The word that jumps out to me in this verse is “hardship.” The Psalms are always willing to take on the tough things we all experience in life. It is nice when things go well. It is great when life is joyous and we are happy. It is fantastic when the news is good and life is a blast. But all of us have lived long enough to know this perspective in life is not a given or guaranteed. There do come times best described as hardships.
I think hardships test one’s soul much more than the good times. Good times are easy. Hard times are demanding. They usually feel deeper. The hurt may last longer. These are the times when our spiritual journey is tested. It is often a time of prayer, patience and persistence. The key is what David did: to endure. For me hanging in there is much easy if I have a heart of faith and some friends to be with me and care for me.
If we read on in the Psalm, we get a sense of what David did. We read “how he swore to the Lord and vowed to the Mighty One of Jacob…” In effect, David made a promise. I find it fascinating to watch what his promise was. He did not promise something “if God got him out of the hardship.” I think David knew he was in a tough spot and he was not sure he would get out of it. This reminds me of so many people with whom I have been in the hospice program. They know they will not get a miraculous healing. But they begin to learn about a deeper healing---often a healing unto death.
We read about David’s vow. He says, “I will not enter my house or get into my bed; I will not give sleep to my eyes or slumber to my eyelids…” Clearly, I have broken off this sentence in mid-sentence. David is saying that he won’t do some things. The sentence begs to have the word, “until.” I won’t do certain things “until…” So we need to read further.

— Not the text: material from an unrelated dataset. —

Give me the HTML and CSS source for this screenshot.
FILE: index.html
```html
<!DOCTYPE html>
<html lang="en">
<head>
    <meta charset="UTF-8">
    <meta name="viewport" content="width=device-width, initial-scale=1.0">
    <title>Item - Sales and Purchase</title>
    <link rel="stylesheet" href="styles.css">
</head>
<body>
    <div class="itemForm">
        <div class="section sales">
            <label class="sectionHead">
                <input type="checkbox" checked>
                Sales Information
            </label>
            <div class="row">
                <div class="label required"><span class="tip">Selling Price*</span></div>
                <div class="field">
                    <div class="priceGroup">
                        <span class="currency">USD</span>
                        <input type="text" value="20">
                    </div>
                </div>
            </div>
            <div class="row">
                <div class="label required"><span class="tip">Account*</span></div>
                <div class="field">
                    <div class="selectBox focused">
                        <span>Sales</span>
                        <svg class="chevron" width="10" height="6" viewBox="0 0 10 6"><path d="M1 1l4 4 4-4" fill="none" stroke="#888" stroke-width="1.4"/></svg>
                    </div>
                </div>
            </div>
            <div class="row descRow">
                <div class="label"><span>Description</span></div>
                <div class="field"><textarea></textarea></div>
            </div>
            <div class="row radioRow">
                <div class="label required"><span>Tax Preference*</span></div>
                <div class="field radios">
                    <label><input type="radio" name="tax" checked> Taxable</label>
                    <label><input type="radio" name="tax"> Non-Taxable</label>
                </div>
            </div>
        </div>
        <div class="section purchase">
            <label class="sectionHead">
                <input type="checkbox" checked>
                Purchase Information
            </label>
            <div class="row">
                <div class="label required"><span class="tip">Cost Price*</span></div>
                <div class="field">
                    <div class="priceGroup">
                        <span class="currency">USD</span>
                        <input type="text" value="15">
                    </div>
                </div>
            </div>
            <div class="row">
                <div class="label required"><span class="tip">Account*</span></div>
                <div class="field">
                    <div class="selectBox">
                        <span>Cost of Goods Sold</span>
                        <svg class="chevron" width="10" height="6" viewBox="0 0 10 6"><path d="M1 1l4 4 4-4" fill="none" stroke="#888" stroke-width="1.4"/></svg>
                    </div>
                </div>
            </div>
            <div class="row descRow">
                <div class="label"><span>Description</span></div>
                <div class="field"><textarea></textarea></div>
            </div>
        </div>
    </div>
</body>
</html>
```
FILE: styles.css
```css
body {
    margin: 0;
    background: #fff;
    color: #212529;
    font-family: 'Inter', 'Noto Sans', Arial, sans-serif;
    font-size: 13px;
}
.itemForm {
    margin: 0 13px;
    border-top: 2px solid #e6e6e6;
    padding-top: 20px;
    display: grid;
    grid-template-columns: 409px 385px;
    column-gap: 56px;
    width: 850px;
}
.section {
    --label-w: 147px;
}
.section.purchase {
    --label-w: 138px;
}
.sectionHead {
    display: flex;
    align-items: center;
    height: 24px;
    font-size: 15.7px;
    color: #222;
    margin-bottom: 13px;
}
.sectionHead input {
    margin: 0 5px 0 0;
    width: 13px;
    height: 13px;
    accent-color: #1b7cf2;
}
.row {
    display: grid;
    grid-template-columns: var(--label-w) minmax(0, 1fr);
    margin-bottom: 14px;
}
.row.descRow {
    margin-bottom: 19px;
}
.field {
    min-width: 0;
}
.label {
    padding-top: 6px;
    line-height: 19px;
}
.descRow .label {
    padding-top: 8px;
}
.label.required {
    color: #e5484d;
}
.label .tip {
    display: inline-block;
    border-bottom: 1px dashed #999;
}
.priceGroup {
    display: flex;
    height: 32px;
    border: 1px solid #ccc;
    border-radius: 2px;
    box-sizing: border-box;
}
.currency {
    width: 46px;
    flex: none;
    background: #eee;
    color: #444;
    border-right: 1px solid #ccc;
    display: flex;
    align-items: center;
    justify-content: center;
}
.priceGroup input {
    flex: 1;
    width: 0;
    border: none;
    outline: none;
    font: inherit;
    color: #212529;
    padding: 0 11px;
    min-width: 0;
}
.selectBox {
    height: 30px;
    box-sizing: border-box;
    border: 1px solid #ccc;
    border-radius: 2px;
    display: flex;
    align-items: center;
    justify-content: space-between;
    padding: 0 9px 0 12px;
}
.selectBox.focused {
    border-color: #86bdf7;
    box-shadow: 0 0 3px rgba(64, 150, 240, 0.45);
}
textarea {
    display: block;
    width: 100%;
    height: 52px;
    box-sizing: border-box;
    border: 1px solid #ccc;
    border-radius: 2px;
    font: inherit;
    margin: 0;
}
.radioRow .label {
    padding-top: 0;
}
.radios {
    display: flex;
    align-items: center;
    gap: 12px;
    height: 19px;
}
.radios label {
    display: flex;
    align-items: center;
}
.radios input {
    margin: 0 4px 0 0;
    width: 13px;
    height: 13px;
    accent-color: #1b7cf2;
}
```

David says he won’t do certain things “until I find a place for the Lord, a dwelling-place for the Mighty One of Jacob.” I am a little surprised and fascinated by what David is promising to do. Interestingly, he does not ask to be delivered from the hardships. Instead he says he will find a place for God. The second thing he wants to do is a different way of saying the same thing: to find a dwelling place for God.
I think what David says is how necessary it is to have God in his life. He wants God in his heart (the “dwelling place”). I am sure he thinks that if he has God dwelling in his heart, then he can cope with any hardship. In fact, that is probably the only way to cope with and, perhaps, overcome a hardship that may never be taken away from us.

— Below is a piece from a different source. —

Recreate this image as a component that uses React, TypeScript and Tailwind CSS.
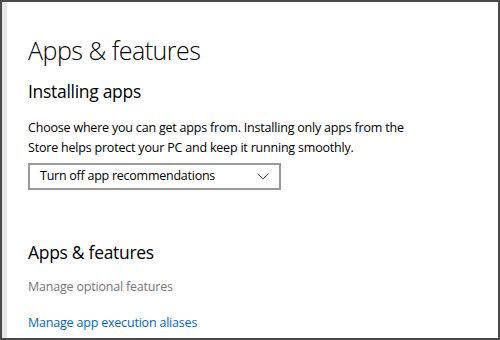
import React from "react";

export default function App() {
  const font = { fontFamily: '"Segoe UI", "Open Sans", "Noto Sans", sans-serif' };
  return (
    <div className="w-[500px] h-[340px] bg-white" style={font}>
      <div className="w-full h-full border-2 border-[#4a4a4a] flex">
        <div className="w-[5px] bg-[#e6e6e6]" />
        <div className="flex-1 pl-[21px] text-black">
          <div className="mt-[30px] text-[25px] font-light leading-[36px] tracking-[-0.5px]">Apps &amp; features</div>
          <div className="mt-[10px] text-[17.5px] leading-[26px] tracking-[-0.3px]">Installing apps</div>
          <div className="mt-[14px] text-[12.5px] leading-[20px] tracking-[-0.2px]">
            Choose where you can get apps from. Installing only apps from the
            <br />
            Store helps protect your PC and keep it running smoothly.
          </div>
          <div className="mt-[5px] w-[253px] h-[27px] border-2 border-[#999999] flex items-center justify-between pl-[10px] pr-[10px] text-[12.5px] tracking-[-0.25px]">
            <span>Turn off app recommendations</span>
            <svg width="12" height="7" viewBox="0 0 12 7" fill="none">
              <path d="M0.5 0.5 L6 6 L11.5 0.5" stroke="#555" strokeWidth="1" />
            </svg>
          </div>
          <div className="mt-[49px] text-[17.5px] leading-[26px] tracking-[-0.3px]">Apps &amp; features</div>
          <div className="mt-[12px] text-[12.5px] leading-[20px] tracking-[-0.2px] text-[#767676]">Manage optional features</div>
          <div className="mt-[16px] text-[12.5px] leading-[20px] tracking-[-0.2px] text-[#0067c0]">Manage app execution aliases</div>
        </div>
      </div>
    </div>
  );
}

It is easy for me to plug myself into the story along with David. And the nice thing is to ponder this apart from any hardship I may be having. We can take a preventative approach by asking: do I have a place for God? This is not a building question; it is a heart question.
Do I have a place for God in my heart—my inner core? Have I provided a dwelling place for the Holy One deep within myself? Have I constructed an inner sanctuary of the soul where the Divinity and I can meet and be in communication and communion? This is the work of the soul---soul work at its best. Do you have a place for the Lord?